#### DIRECTIONS
Gather all lines containing the string "components" and copy them out.

#### SOURCE DATA
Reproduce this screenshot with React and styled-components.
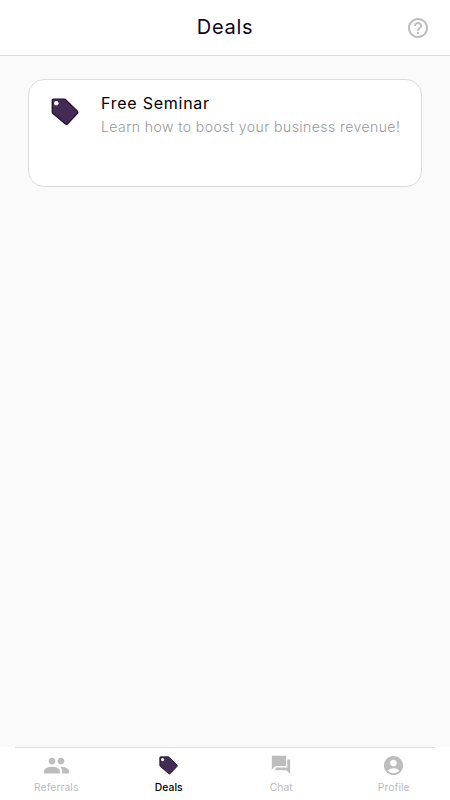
import styled, { createGlobalStyle } from "styled-components";
import { MdAccountCircle, MdHelpOutline, MdPeople } from "react-icons/md";

const GlobalStyle = createGlobalStyle`
  * {
    box-sizing: border-box;
  }

  body {
    margin: 0;
    background-color: #fafafa;
    font-family: "Inter", "Open Sans", sans-serif;
  }
`;

const Page = styled.div`
  display: flex;
  flex-direction: column;
  height: 100vh;
`;

const Header = styled.header`
  display: grid;
  grid-template-columns: 1fr auto 1fr;
  align-items: center;
  height: 56px;
  padding: 0 20px;
  background-color: white;
  border-bottom: 1px solid #dbdbdb;
`;

const Title = styled.h1`
  grid-column: 2;
  margin: 0 0 1px;
  font-size: 20px;
  line-height: 24px;
  font-weight: 400;
  letter-spacing: 0.7px;
  color: #0d0524;
`;

const HelpButton = styled.button`
  justify-self: end;
  display: flex;
  padding: 0;
  border: none;
  background: none;
  color: #bdbdbd;
  cursor: pointer;
`;

const Main = styled.main`
  flex: 1;
  padding: 23px 28px;
`;

const Card = styled.article`
  display: flex;
  height: 108px;
  padding: 13px 20px 0 22px;
  background-color: white;
  border: 1px solid #dbdbdb;
  border-radius: 16px;
`;

const CardIcon = styled.div`
  width: 50px;
  padding-top: 5px;
`;

const CardTitle = styled.h2`
  margin: 0;
  font-size: 16px;
  line-height: 20px;
  font-weight: 400;
  letter-spacing: 0.75px;
  color: #000;
`;

const CardText = styled.p`
  margin: 5px 0 0;
  font-size: 14px;
  line-height: 18px;
  font-weight: 300;
  letter-spacing: 0.44px;
  white-space: nowrap;
  color: #999;
`;

const TabBar = styled.nav`
  display: flex;
  height: 53px;
  background: linear-gradient(#dbdbdb, #dbdbdb) center top / 420px 1px no-repeat, white;
`;

const Tab = styled.a`
  flex: 1;
  display: flex;
  flex-direction: column;
  align-items: center;
  padding-top: 5px;
  font-size: 10.3px;
  line-height: 14px;
  font-weight: ${({ $active }) => ($active ? 500 : 400)};
  letter-spacing: 0.1px;
  color: ${({ $active }) => ($active ? "#000" : "#bdbdbd")};
  text-decoration: none;
`;

const TabIcon = styled.span`
  display: flex;
  align-items: center;
  justify-content: center;
  height: 26px;
  margin-bottom: 2px;
`;

function TagIcon({ size }) {
  return (
    <svg width={size} height={size} viewBox="0 0 28 28" fill="none">
      <path
        d="M2.2 1.2h11.3c.6 0 1 .2 1.4.6l11.3 11.1c.9.9.9 1.9 0 2.8l-9.4 10c-.8.9-1.8.9-2.7 0L1.8 15.3c-.4-.4-.6-.9-.6-1.5V2.2c0-.6.4-1 1-1z"
        fill="#432b54"
        stroke="#1c0c38"
        strokeWidth="1.2"
      />
      <circle cx="5.3" cy="5.3" r="2.3" fill="white" />
    </svg>
  );
}

function ChatIcon({ size }) {
  return (
    <svg width={size} height={size} viewBox="0 0 24 24" fill="currentColor">
      <path d="M22 6h-3.2v8.6H6v3.2h12l4 4V6zm-4.5 7V2H2v15l4-4h11.5z" />
    </svg>
  );
}

const tabs = [
  { label: "Referrals", icon: <MdPeople size={27} /> },
  { label: "Deals", icon: <TagIcon size={19} />, active: true },
  { label: "Chat", icon: <ChatIcon size={22} /> },
  { label: "Profile", icon: <MdAccountCircle size={23} /> },
];

function App() {
  return (
    <>
      <GlobalStyle />
      <Page>
        <Header>
          <Title>Deals</Title>
          <HelpButton aria-label="Help">
            <MdHelpOutline size={24} />
          </HelpButton>
        </Header>
        <Main>
          <Card>
            <CardIcon>
              <TagIcon size={28} />
            </CardIcon>
            <div>
              <CardTitle>Free Seminar</CardTitle>
              <CardText>Learn how to boost your business revenue!</CardText>
            </div>
          </Card>
        </Main>
        <TabBar>
          {tabs.map((tab) => (
            <Tab key={tab.label} href="#" $active={tab.active}>
              <TabIcon>{tab.icon}</TabIcon>
              {tab.label}
            </Tab>
          ))}
        </TabBar>
      </Page>
    </>
  );
}

export default App;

#### FINISHED EXERCISE
Reproduce this screenshot with React and styled-components.
import styled, { createGlobalStyle } from "styled-components";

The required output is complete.